Following the previous post, An overview of Logistic Regression, today we are going to delve deeper into how Logistic Regression works and the rationale behind its theory.

Let’s get started!

Recall from the last blog, Logistic Regression (in our scope) is a classification algorithm that uses a linear and additive combination of the predictor variables to predict the binary output of the response variable.

The Logistic Regression takes the form:

y' = h_w(x) = g(w_0x_0 + w_1x_1 + ... + w_mx_m)

or just:

y' = h_w(x) = g(\sum_{0 \leq i \leq m} w_ix_i)

where:

  • y’ is the predicted response value.
  • m is the number of predictor variables.
  • x is the vector of predictor variable values for each data point.
  • w is the vector of weights (or coefficients) of Logistic Regression.

Note that x_0 is always set to be 1 for every data point. Thus, w_0x_0 = w_0 and this value is called the intercept of the regressor.

The function g() is called Logistic Function (or another name, Sigmoid Function), which takes input as a continuous value (without bound) and outputs a value that is bounded in the range (0, 1).

Below are the form and the plot of g().

g(z) = \frac{1}{1 + e^{-z}}

logistic function

Any data point that has output value y' > 0.5 is classified as 1-class (or sometimes we say, positive, or +), while data points with value y' < 0.5 are marked as 0-class (or negative, or -). An exception is when y' = 0.5, meaning the regressor doesn’t have any idea about how to classify this point at all. As this case is very rare (you can see that the probability of getting 0.5, an exact value, from a continuous space is 0), we take the convention that y' \geq 0.5 indicates 1-class label.

Now we already get how a Logistic Regressor predicts a value, the difficulty becomes: how to train a Logistic Regressor (so that it has the best possible set of weights). To train means we make the model fit the data, in other words, we define an error term (or objective term) and try to minimize (or maximize) this term by adjusting the parameters of the model (for Logistic Regression, the parameters are the weights w_0, w_1, ..., w_m). A very common way to define an objective term is by using Maximum Likelihood.

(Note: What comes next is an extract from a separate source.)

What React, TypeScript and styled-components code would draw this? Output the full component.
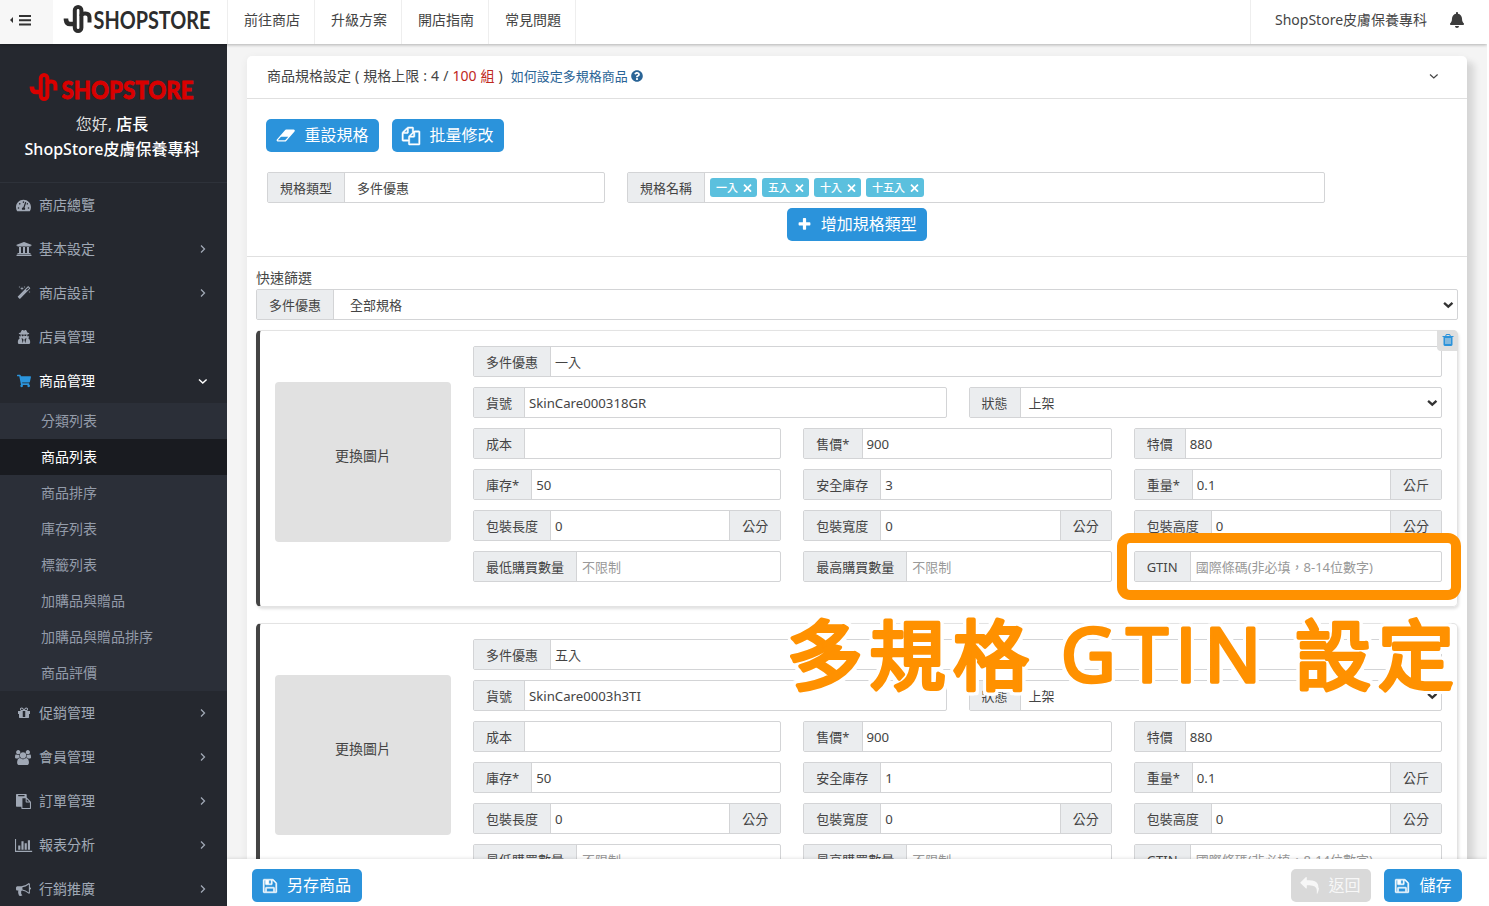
import React from "react";
import styled, { createGlobalStyle, css } from "styled-components";
import {
  FaTachometerAlt,
  FaUniversity,
  FaUserSecret,
  FaShoppingCart,
  FaQuestionCircle,
  FaBell,
} from "react-icons/fa";

const Global = createGlobalStyle`
  * { box-sizing: border-box; }
  html, body { margin: 0; background: #fff; overflow: hidden; }
  body {
    font-family: "Noto Sans", "Noto Sans CJK TC", sans-serif;
    font-size: 14px;
    line-height: 20px;
    color: #444;
  }
`;

/* ---------- glyphs ---------- */

const glyphs = {
  floppy: { w: 1792, bold: 50, d: "M512 1536h768v-384h-768v384zm896 0h128v-896q0-14-10-38.5t-20-34.5l-281-281q-10-10-34-20t-39-10v416q0 40-28 68t-68 28h-576q-40 0-68-28t-28-68v-416h-128v1280h128v-416q0-40 28-68t68-28h832q40 0 68 28t28 68v416zm-384-928v-320q0-13-9.5-22.5t-22.5-9.5h-192q-13 0-22.5 9.5t-9.5 22.5v320q0 13 9.5 22.5t22.5 9.5h192q13 0 22.5-9.5t9.5-22.5zm640 32v928q0 40-28 68t-68 28h-1344q-40 0-68-28t-28-68v-1344q0-40 28-68t68-28h928q40 0 88 20t76 48l280 280q28 28 48 76t20 88z" },
  files: { w: 1792, bold: 50, d: "M1696 384q40 0 68 28t28 68v1216q0 40-28 68t-68 28h-960q-40 0-68-28t-28-68v-288h-544q-40 0-68-28t-28-68v-672q0-40 20-88t48-76l408-408q28-28 76-48t88-20h416q40 0 68 28t28 68v328q68-40 128-40h416zm-544 213l-299 299h299v-299zm-640-384l-299 299h299v-299zm196 647l316-316v-416h-384v416q0 40-28 68t-68 28h-416v640h512v-256q0-40 20-88t48-76zm956 804v-1152h-384v416q0 40-28 68t-68 28h-416v640h896z" },
  paste: { w: 1792, bold: 0, d: "M768 1664h896v-640h-416q-40 0-68-28t-28-68v-416h-384v1152zm256-1440v-64q0-13-9.5-22.5t-22.5-9.5h-704q-13 0-22.5 9.5t-9.5 22.5v64q0 13 9.5 22.5t22.5 9.5h704q13 0 22.5-9.5t9.5-22.5zm256 672h299l-299-299v299zm512 128v672q0 40-28 68t-68 28h-960q-40 0-68-28t-28-68v-160h-544q-40 0-68-28t-28-68v-1344q0-40 28-68t68-28h1088q40 0 68 28t28 68v328q21 13 36 28l408 408q28 28 48 76t20 88z" },
  chart: { w: 2048, bold: 0, d: "M640 896v512h-256v-512h256zm384-512v1024h-256v-1024h256zm1024 1152v128h-2048v-1536h128v1408h1920zm-640-896v768h-256v-768h256zm384-384v1152h-256v-1152h256z" },
  trash: { w: 1792, bold: 0, d: "M704 1376v-704q0-14-9-23t-23-9h-64q-14 0-23 9t-9 23v704q0 14 9 23t23 9h64q14 0 23-9t9-23zm256 0v-704q0-14-9-23t-23-9h-64q-14 0-23 9t-9 23v704q0 14 9 23t23 9h64q14 0 23-9t9-23zm256 0v-704q0-14-9-23t-23-9h-64q-14 0-23 9t-9 23v704q0 14 9 23t23 9h64q14 0 23-9t9-23zm-544-992h448l-48-117q-7-9-17-11h-317q-10 2-17 11zm928 32v64q0 14-9 23t-23 9h-96v948q0 83-47 143.5t-113 60.5h-832q-66 0-113-58.5t-47-141.5v-952h-96q-14 0-23-9t-9-23v-64q0-14 9-23t23-9h309l70-167q15-37 54-63t79-26h320q40 0 79 26t54 63l70 167h309q14 0 23 9t9 23z" },
  eraser: { w: 2048, bold: 0, d: "M960 1408l336-384h-768l-336 384h768zm1013-1077q15 34 9.5 71.5t-30.5 65.5l-896 1024q-38 44-96 44h-768q-38 0-69.5-20.5t-47.5-54.5q-15-34-9.5-71.5t30.5-65.5l896-1024q38-44 96-44h768q38 0 69.5 20.5t47.5 54.5z" },
  reply: { w: 1792, bold: 0, d: "M1792 1120q0 166-127 451-3 7-10.5 24t-13.5 30-13 22q-12 17-28 17-15 0-23.5-10t-8.5-25q0-9 2.5-26.5t2.5-23.5q5-68 5-123 0-112-19.5-200.5t-54-153.5-89-112-117-79-145.5-48.5-165.5-24.5-184.5-7h-224v256q0 26-19 45t-45 19-45-19l-512-512q-19-19-19-45t19-45l512-512q19-19 45-19t45 19 19 45v256h224q713 0 875 403 53 134 53 333z" },
  bullhorn: { w: 1792, bold: 0, d: "M1664 640q53 0 90.5 37.5t37.5 90.5-37.5 90.5-90.5 37.5v384q0 52-38 90t-90 38q-417-347-812-380-58 19-91 66t-31 100.5 40 92.5q-20 33-23 65.5t6 58 33.5 55 48 50 61.5 50.5q-29 58-111.5 83t-168.5 11.5-132-55.5q-7-23-29.5-87.5t-32-94.5-23-89-15-101 3.5-98.5 22-110.5h-122q-66 0-113-47t-47-113v-192q0-66 47-113t113-47h480q435 0 896-384 52 0 90 38t38 90v384zm-128 604v-954q-394 302-768 343v270q377 42 768 341z" },
  magic: { w: 1792, bold: 0, d: "M1254 581l293-293-107-107-293 293zm447-293q0 27-18 45l-1286 1286q-18 18-45 18t-45-18l-198-198q-18-18-18-45t18-45l1286-1286q18-18 45-18t45 18l198 198q18 18 18 45zm-1351-190l98 30-98 30-30 98-30-98-98-30 98-30 30-98zm350 162l196 60-196 60-60 196-60-196-196-60 196-60 60-196zm930 478l98 30-98 30-30 98-30-98-98-30 98-30 30-98zm-640-640l98 30-98 30-30 98-30-98-98-30 98-30 30-98z" },
  gift: { w: 1792, bold: 0, d: "M1056 1356v-716h-320v716q0 25 18 38.5t46 13.5h192q28 0 46-13.5t18-38.5zm-456-844h195l-126-161q-26-31-69-31-40 0-68 28t-28 68 28 68 68 28zm688-96q0-40-28-68t-68-28q-43 0-69 31l-125 161h194q40 0 68-28t28-68zm376 256v320q0 14-9 23t-23 9h-96v416q0 40-28 68t-68 28h-1088q-40 0-68-28t-28-68v-416h-96q-14 0-23-9t-9-23v-320q0-14 9-23t23-9h440q-93 0-158.5-65.5t-65.5-158.5 65.5-158.5 158.5-65.5q107 0 168 77l128 165 128-165q61-77 168-77 93 0 158.5 65.5t65.5 158.5-65.5 158.5-158.5 65.5h440q14 0 23 9t9 23z" },
  users: { w: 1920, bold: 0, d: "M593 896q-162 5-265 128h-134q-82 0-138-40.5t-56-118.5q0-353 124-353 6 0 43.5 21t97.5 42.5 119 21.5q67 0 133-23-5 37-5 66 0 159 81 256zm1071 637q0 120-73 189.5t-194 69.5h-874q-121 0-194-69.5t-73-189.5q0-53 3.5-103.5t14-109 26.5-108.5 43-97.5 62-81 85.5-53.5 111.5-20q10 0 43 21.5t73 48 107 48 135 21.5 135-21.5 107-48 73-48 43-21.5q61 0 111.5 20t85.5 53.5 62 81 43 97.5 26.5 108.5 14 109 3.5 103.5zm-1024-1277q0 106-75 181t-181 75-181-75-75-181 75-181 181-75 181 75 75 181zm704 384q0 159-112.5 271.5t-271.5 112.5-271.5-112.5-112.5-271.5 112.5-271.5 271.5-112.5 271.5 112.5 112.5 271.5zm576 225q0 78-56 118.5t-138 40.5h-134q-103-123-265-128 81-97 81-256 0-29-5-66 66 23 133 23 59 0 119-21.5t97.5-42.5 43.5-21q124 0 124 353zm-128-609q0 106-75 181t-181 75-181-75-75-181 75-181 181-75 181 75 75 181z" },
  plus: { w: 1792, bold: 0, d: "M1600 736v192q0 40-28 68t-68 28h-416v416q0 40-28 68t-68 28h-192q-40 0-68-28t-28-68v-416h-416q-40 0-68-28t-28-68v-192q0-40 28-68t68-28h416v-416q0-40 28-68t68-28h192q40 0 68 28t28 68v416h416q40 0 68 28t28 68z" },
};

function Glyph({ name, size }: { name: keyof typeof glyphs; size: number }) {
  const g = glyphs[name];
  return (
    <svg
      width={(size * g.w) / 1792}
      height={size}
      viewBox={`0 0 ${g.w} 1792`}
      fill="currentColor"
      stroke={g.bold ? "currentColor" : "none"}
      strokeWidth={g.bold}
      overflow="visible"
    >
      <path d={g.d} />
    </svg>
  );
}

const arrowPaths = { right: "M3 1.5 6.5 5 3 8.5", down: "M1 3.5 4.8 7 8.6 3.5" };

function Arrow({ dir, size = 10, weight = 1.2 }: { dir: "right" | "down"; size?: number; weight?: number }) {
  return (
    <svg width={size} height={size} viewBox="0 0 10 10" fill="none" stroke="currentColor" strokeWidth={weight}>
      <path d={arrowPaths[dir]} />
    </svg>
  );
}

function Logo({ width, color, heavy }: { width: number; color: string; heavy?: boolean }) {
  return (
    <svg width={width} height={28} viewBox={`0 0 ${width} 28`} overflow="visible">
      <g fill="none" stroke={color} strokeWidth="4">
        <path d="M2 13.5v1.2q.5 4.3 4 4.3h4.5" strokeWidth="4.6" />
        <rect x="10.8" y="2" width="6.6" height="24" rx="3.3" />
        <path d="M17.5 11q0-2.6 3.4-2.6h.6q4 0 4 4.2v5" />
      </g>
      {heavy ? (
        <text x="31.5" y="25.6" fontFamily="Lato" fontWeight="900" fontSize="25" fill={color} stroke={color} strokeWidth=".8" textLength="132" lengthAdjust="spacingAndGlyphs">
          SHOPSTORE
        </text>
      ) : (
        <text x="29.5" y="24" fontFamily="Lato" fontWeight="700" fontSize="24.5" fill={color} textLength="117" lengthAdjust="spacingAndGlyphs">
          SHOPSTORE
        </text>
      )}
    </svg>
  );
}

/* ---------- shell ---------- */

const Page = styled.div`
  position: relative;
  width: 1487px;
  height: 906px;
  display: flex;
  flex-direction: column;
  overflow: hidden;
  background: #f4f4f4;
`;
const TopBar = styled.header`
  position: relative;
  z-index: 2;
  display: flex;
  flex: 0 0 44px;
  background: #fff;
  box-shadow: 0 1px 3px rgba(0, 0, 0, 0.28);
`;
const MenuToggle = styled.div`
  width: 53px;
  display: flex;
  align-items: center;
  padding: 0 0 4px 10px;
  background: #f7f7f7;
`;
const Brand = styled.div`
  width: 175px;
  padding: 5px 0 0 11px;
  border-right: 1px solid #eee;
`;
const TopLink = styled.div`
  width: 87px;
  padding: 10px 0 0 2px;
  text-align: center;
  border-right: 1px solid #eee;
`;
const Account = styled.div`
  margin-left: auto;
  width: 237px;
  display: flex;
  align-items: flex-start;
  gap: 22px;
  padding: 10px 0 0 24px;
  border-left: 1px solid #eee;
  svg { margin-top: 2px; color: #3c3c3c; }
`;
const Body = styled.div`
  display: flex;
  flex: 1;
  min-height: 0;
`;

/* ---------- side menu ---------- */

const SideBar = styled.aside`
  flex: 0 0 227px;
  background: #25282f;
  color: #a0a8b5;
  overflow: hidden;
`;
const Profile = styled.div`
  height: 139px;
  padding-top: 29px;
  border-bottom: 1px solid #2e323a;
  font-size: 16px;
  line-height: 25px;
  color: #ddd;
  svg { display: block; margin: 0 auto 11px 30px; }
  b { font-weight: 500; color: #fff; }
`;
const Greeting = styled.div`
  padding-right: 3px;
  text-align: center;
`;
const MenuRow = styled.div<{ $active?: boolean }>`
  height: 44px;
  display: flex;
  align-items: center;
  padding: 0 19px 0 15px;
  color: ${(p) => (p.$active ? "#fff" : "#a0a8b5")};
  span { flex: 1; }
`;
const MenuIcon = styled.i<{ $active?: boolean }>`
  width: 17px;
  margin-right: 7px;
  display: flex;
  justify-content: center;
  color: ${(p) => (p.$active ? "#2b95dd" : "inherit")};
`;
const SubMenu = styled.div`
  background: #2b2f38;
`;
const SubRow = styled.div<{ $active?: boolean }>`
  height: 36px;
  padding-left: 41px;
  line-height: 36px;
  color: ${(p) => (p.$active ? "#fff" : "#939ba9")};
  background: ${(p) => (p.$active ? "#191b20" : "transparent")};
`;

/* ---------- content ---------- */

const Main = styled.main`
  flex: 1;
  min-width: 0;
  display: flex;
  flex-direction: column;
`;
const Scroll = styled.div`
  flex: 1;
  min-height: 0;
  overflow: hidden;
  padding: 12px 20px 0;
`;
const Panel = styled.section`
  height: 900px;
  background: #fff;
  border-radius: 5px 5px 0 0;
  box-shadow: 8px 6px 6px rgba(0, 0, 0, 0.1), 0 2px 8px rgba(0, 0, 0, 0.06);
`;
const PanelHead = styled.div`
  height: 43px;
  display: flex;
  align-items: center;
  padding: 0 28px 2px 20px;
  border-bottom: 1px solid #e0e0e0;
  word-spacing: 0.4px;
`;
const Limit = styled.span`
  color: #c0281c;
`;
const HelpLink = styled.a`
  flex: 1;
  display: flex;
  align-items: center;
  gap: 3px;
  margin-left: 8px;
  font-size: 13px;
  color: #2a6496;
`;
const SpecArea = styled.div`
  height: 158px;
  padding: 20px 19px 0;
  border-bottom: 1px solid #e0e0e0;
`;
const ButtonRow = styled.div<{ $center?: boolean }>`
  display: flex;
  gap: ${(p) => (p.$center ? 0 : 13.5)}px;
  justify-content: ${(p) => (p.$center ? "center" : "flex-start")};
`;
const Button = styled.button<{ $muted?: boolean }>`
  height: 33px;
  display: flex;
  align-items: center;
  gap: 9px;
  padding: 0 10.5px 0 10px;
  border: 0;
  border-radius: 5px;
  font: 16px/28px "Noto Sans CJK TC", sans-serif;
  color: ${(p) => (p.$muted ? "#f7f7f7" : "#fff")};
  background: ${(p) => (p.$muted ? "#d9d9d9" : "#2b93db")};
  span { padding-bottom: 3px; }
`;
const SpecRow = styled.div`
  display: flex;
  gap: 22px;
  padding: 20px 0 5px 1px;
`;
const Group = styled.div<{ $w?: number }>`
  height: 31px;
  display: flex;
  flex: ${(p) => (p.$w ? `0 0 ${p.$w}px` : "1 1 0")};
  min-width: 0;
  border: 1px solid #d3d4d6;
  border-radius: 2px;
  background: #fff;
  font-size: 13px;
  line-height: 30px;
  white-space: nowrap;
`;
const cap = css`
  flex: none;
  padding: 0 12px;
  background: #ebedef;
`;
const Label = styled.span`
  ${cap}
  border-right: 1px solid #d3d4d6;
`;
const Unit = styled.span`
  ${cap}
  border-left: 1px solid #d3d4d6;
`;
const Value = styled.span<{ $pad?: number; $hint?: boolean; $latin?: boolean }>`
  flex: 1;
  min-width: 0;
  padding-left: ${(p) => p.$pad ?? 4}px;
  font-size: ${(p) => (p.$latin ? 13.2 : 13)}px;
  color: ${(p) => (p.$hint ? "#999" : "#444")};
  line-height: 31px;
`;
const SelectMark = styled.span`
  display: flex;
  align-items: center;
  padding-right: 3px;
  color: #333;
`;
const Tags = styled.div`
  display: flex;
  gap: 5px;
  padding: 5px;
`;
const Tag = styled.span`
  height: 19px;
  display: flex;
  align-items: center;
  gap: 5px;
  padding: 0 5px 0 6px;
  border-radius: 3px;
  background: #5bc0de;
  color: #fff;
  font-size: 11px;
  font-weight: 500;
  line-height: 18px;
`;
const FilterArea = styled.div`
  padding: 11px 9px 0;
`;
const FilterTitle = styled.div`
  height: 21px;
`;
const Card = styled.div`
  position: relative;
  height: 277px;
  display: flex;
  margin: 10px 0 16px;
  padding: 15px 15px 0;
  gap: 22px;
  border: 1px solid #e3e3e3;
  border-left: 4px solid #444;
  border-radius: 5px;
  box-shadow: 1px 2px 3px rgba(0, 0, 0, 0.12);
`;
const Picture = styled.div`
  flex: 0 0 176px;
  height: 160px;
  margin-top: 36px;
  border-radius: 4px;
  background: #e1e1e1;
  text-align: center;
  line-height: 147px;
`;
const Fields = styled.div`
  flex: 1;
  display: flex;
  flex-direction: column;
  gap: 10px;
`;
const Row = styled.div`
  display: flex;
  gap: 22px;
`;
const TrashButton = styled.div`
  position: absolute;
  top: -1px;
  right: -1px;
  width: 21px;
  height: 21px;
  display: flex;
  align-items: center;
  justify-content: center;
  padding-bottom: 2px;
  border-radius: 0 5px 0 4px;
  background: #dfdfdf;
  color: #2b93db;
`;
const Footer = styled.footer`
  position: relative;
  flex: 0 0 47px;
  display: flex;
  justify-content: space-between;
  padding: 10px 25px 0;
  background: #fff;
  box-shadow: 0 -1px 3px rgba(0, 0, 0, 0.1);
`;

/* ---------- callout on top of the form ---------- */

const Frame = styled.div`
  position: absolute;
  z-index: 3;
  left: 1117px;
  top: 533px;
  width: 344px;
  height: 67px;
  border: 10px solid #ff9100;
  border-radius: 13px;
`;
const Caption = styled.svg`
  position: absolute;
  z-index: 3;
  left: 770px;
  top: 600px;
  overflow: visible;
  fill: #ff9100;
  stroke: #ff9100;
  stroke-linejoin: round;
  filter: drop-shadow(3px 0 #fff) drop-shadow(-3px 0 #fff) drop-shadow(0 3px #fff) drop-shadow(0 -3px #fff);
`;

const upperMenu: [React.ReactNode, string, string][] = [
  [<FaTachometerAlt size={15} />, "商店總覽", ""],
  [<FaUniversity size={16} />, "基本設定", "right"],
  [<Glyph name="magic" size={14} />, "商店設計", "right"],
  [<FaUserSecret size={14} />, "店員管理", ""],
  [<FaShoppingCart size={14} />, "商品管理", "down"],
];
const subMenu = ["分類列表", "商品列表", "商品排序", "庫存列表", "標籤列表", "加購品與贈品", "加購品與贈品排序", "商品評價"];
const lowerMenu: [React.ReactNode, string, string][] = [
  [<Glyph name="gift" size={14} />, "促銷管理", "right"],
  [<Glyph name="users" size={15} />, "會員管理", "right"],
  [<Glyph name="paste" size={15} />, "訂單管理", "right"],
  [<Glyph name="chart" size={15} />, "報表分析", "right"],
  [<Glyph name="bullhorn" size={15} />, "行銷推廣", "right"],
];

function Menu({ items }: { items: [React.ReactNode, string, string][] }) {
  return (
    <>
      {items.map(([icon, text, dir]) => (
        <MenuRow key={text} $active={dir === "down"}>
          <MenuIcon $active={dir === "down"}>{icon}</MenuIcon>
          <span>{text}</span>
          {dir && <Arrow dir={dir as "right" | "down"} weight={dir === "down" ? 1.5 : 1.3} />}
        </MenuRow>
      ))}
    </>
  );
}

interface FieldProps {
  label: string;
  value?: string;
  hint?: string;
  unit?: string;
  select?: boolean;
}
function Field({ label, value, hint, unit, select }: FieldProps) {
  return (
    <Group>
      <Label>{label}</Label>
      <Value $hint={!!hint} $latin={/^[\w.]+$/.test(value ?? "")} $pad={select ? 8 : hint ? 5 : 4}>
        {value ?? hint}
      </Value>
      {unit && <Unit>{unit}</Unit>}
      {select && <SelectMark><Arrow dir="down" size={11} weight={2.1} /></SelectMark>}
    </Group>
  );
}

function SpecCard({ name, sku, safe, removable }: { name: string; sku: string; safe: string; removable?: boolean }) {
  return (
    <Card>
      <Picture>更換圖片</Picture>
      <Fields>
        <Row><Field label="多件優惠" value={name} /></Row>
        <Row>
          <Field label="貨號" value={sku} />
          <Field label="狀態" value="上架" select />
        </Row>
        <Row>
          <Field label="成本" />
          <Field label="售價*" value="900" />
          <Field label="特價" value="880" />
        </Row>
        <Row>
          <Field label="庫存*" value="50" />
          <Field label="安全庫存" value={safe} />
          <Field label="重量*" value="0.1" unit="公斤" />
        </Row>
        <Row>
          <Field label="包裝長度" value="0" unit="公分" />
          <Field label="包裝寬度" value="0" unit="公分" />
          <Field label="包裝高度" value="0" unit="公分" />
        </Row>
        <Row>
          <Field label="最低購買數量" hint="不限制" />
          <Field label="最高購買數量" hint="不限制" />
          <Field label="GTIN" hint="國際條碼(非必填，8-14位數字)" />
        </Row>
      </Fields>
      {removable && <TrashButton><Glyph name="trash" size={14} /></TrashButton>}
    </Card>
  );
}

export default function App() {
  return (
    <>
      <Global />
      <Page>
        <TopBar>
          <MenuToggle>
            <svg width="22" height="12" viewBox="0 0 22 12" fill="#333">
              <path d="M3 3v6L0 6zM9 1h12v2H9zM9 5.2h12v2H9zM9 9.4h12v2H9z" />
            </svg>
          </MenuToggle>
          <Brand><Logo width={147} color="#2d2d2d" /></Brand>
          {["前往商店", "升級方案", "開店指南", "常見問題"].map((t) => <TopLink key={t}>{t}</TopLink>)}
          <Account>
            <span>ShopStore皮膚保養專科</span>
            <FaBell size={16} />
          </Account>
        </TopBar>
        <Body>
          <SideBar>
            <Profile>
              <Logo width={164} color="#d90000" heavy />
              <Greeting>您好, <b>店長</b></Greeting>
              <Greeting><b>ShopStore皮膚保養專科</b></Greeting>
            </Profile>
            <Menu items={upperMenu} />
            <SubMenu>
              {subMenu.map((t, i) => <SubRow key={t} $active={i === 1}>{t}</SubRow>)}
            </SubMenu>
            <Menu items={lowerMenu} />
          </SideBar>
          <Main>
            <Scroll>
              <Panel>
                <PanelHead>
                  <span>商品規格設定 ( 規格上限 : 4 / <Limit>100 組</Limit> )</span>
                  <HelpLink>如何設定多規格商品 <FaQuestionCircle size={12} /></HelpLink>
                  <Arrow dir="down" />
                </PanelHead>
                <SpecArea>
                  <ButtonRow>
                    <Button><Glyph name="eraser" size={17} /><span>重設規格</span></Button>
                    <Button><Glyph name="files" size={18} /><span>批量修改</span></Button>
                  </ButtonRow>
                  <SpecRow>
                    <Group $w={338}>
                      <Label>規格類型</Label>
                      <Value $pad={12}>多件優惠</Value>
                    </Group>
                    <Group $w={698}>
                      <Label>規格名稱</Label>
                      <Tags>
                        {["一入", "五入", "十入", "十五入"].map((t) => (
                          <Tag key={t}>
                            {t}
                            <svg width="9" height="9" viewBox="0 0 9 9" stroke="#fff" strokeWidth="1.7"><path d="M1 1.7l7 7M8 1.7l-7 7" /></svg>
                          </Tag>
                        ))}
                      </Tags>
                    </Group>
                  </SpecRow>
                  <ButtonRow $center>
                    <Button><Glyph name="plus" size={15} /><span>增加規格類型</span></Button>
                  </ButtonRow>
                </SpecArea>
                <FilterArea>
                  <FilterTitle>快速篩選</FilterTitle>
                  <Row>
                    <Group>
                      <Label>多件優惠</Label>
                      <Value $pad={16}>全部規格</Value>
                      <SelectMark><Arrow dir="down" size={11} weight={2.1} /></SelectMark>
                    </Group>
                  </Row>
                  <SpecCard name="一入" sku="SkinCare000318GR" safe="3" removable />
                  <SpecCard name="五入" sku="SkinCare0003h3TI" safe="1" />
                </FilterArea>
              </Panel>
            </Scroll>
            <Footer>
              <Button><Glyph name="floppy" size={16} /><span>另存商品</span></Button>
              <ButtonRow>
                <Button $muted><Glyph name="reply" size={18} /><span>返回</span></Button>
                <Button><Glyph name="floppy" size={16} /><span>儲存</span></Button>
              </ButtonRow>
            </Footer>
          </Main>
        </Body>
        <Frame />
        <Caption width="717" height="110" viewBox="0 0 717 110">
          <g fontFamily="Noto Sans CJK TC" fontSize="76" strokeWidth="4">
            <text x="17 99.5 183" y="83.5">多規格</text>
            <text x="525 608" y="83.5">設定</text>
          </g>
          <text fontFamily="Open Sans" fontSize="75" strokeWidth="3.6" x="291 356.5 405.5 434.5" y="82">GTIN</text>
        </Caption>
      </Page>
    </>
  );
}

Notice that because the output value of the Logistic Function is in the range (0, 1), we can interpret this value as the probability of the data point to be in the Positive class. For example, if h_w(x^{(i)}) = 0.7, we say that the probability of x^{(i)} belonging to the Positive class is 0.7, and thus the probability that x^{(i)} falls into the Negative class is 0.3 . Writing this is the formula-form gives:

\begin{aligned}&p(y = 1|x;w) = h_w(x) \\&p(y = 0|x;w) = 1 - h_w(x)\end{aligned}

or just:

p(y | x;w) = (h_w(x))^y(1-h_w(x))^{1-y}

(substituting y with 1 and 0 in the above formula will give you the equivalent of the higher above 2 formulas)

Assuming that the n training data points are independent, the Likelihood can be written as:

\begin{aligned}L(w) &= p(y|X;w) \\         &= \prod_{i = 1}^n p(y^{(i)} | x^{(i)}; w) \\         &= \prod_{i = 1}^n (h_w(x^{(i)}))^{y^{(i)}} (1 - h_w(x^{(i)}))^{1-y^{(i)}}\end{aligned}

We want to maximize this likelihood. However, being the multiplication of many values (2n values, with n is the number of data points) and each of these values is \leq 1, the resulting likelihood will likely be flawed/overflowed as number-representation in computers is limited. Another problem of Likelihood is that it is more complex for math-transformations when it comes to executing products.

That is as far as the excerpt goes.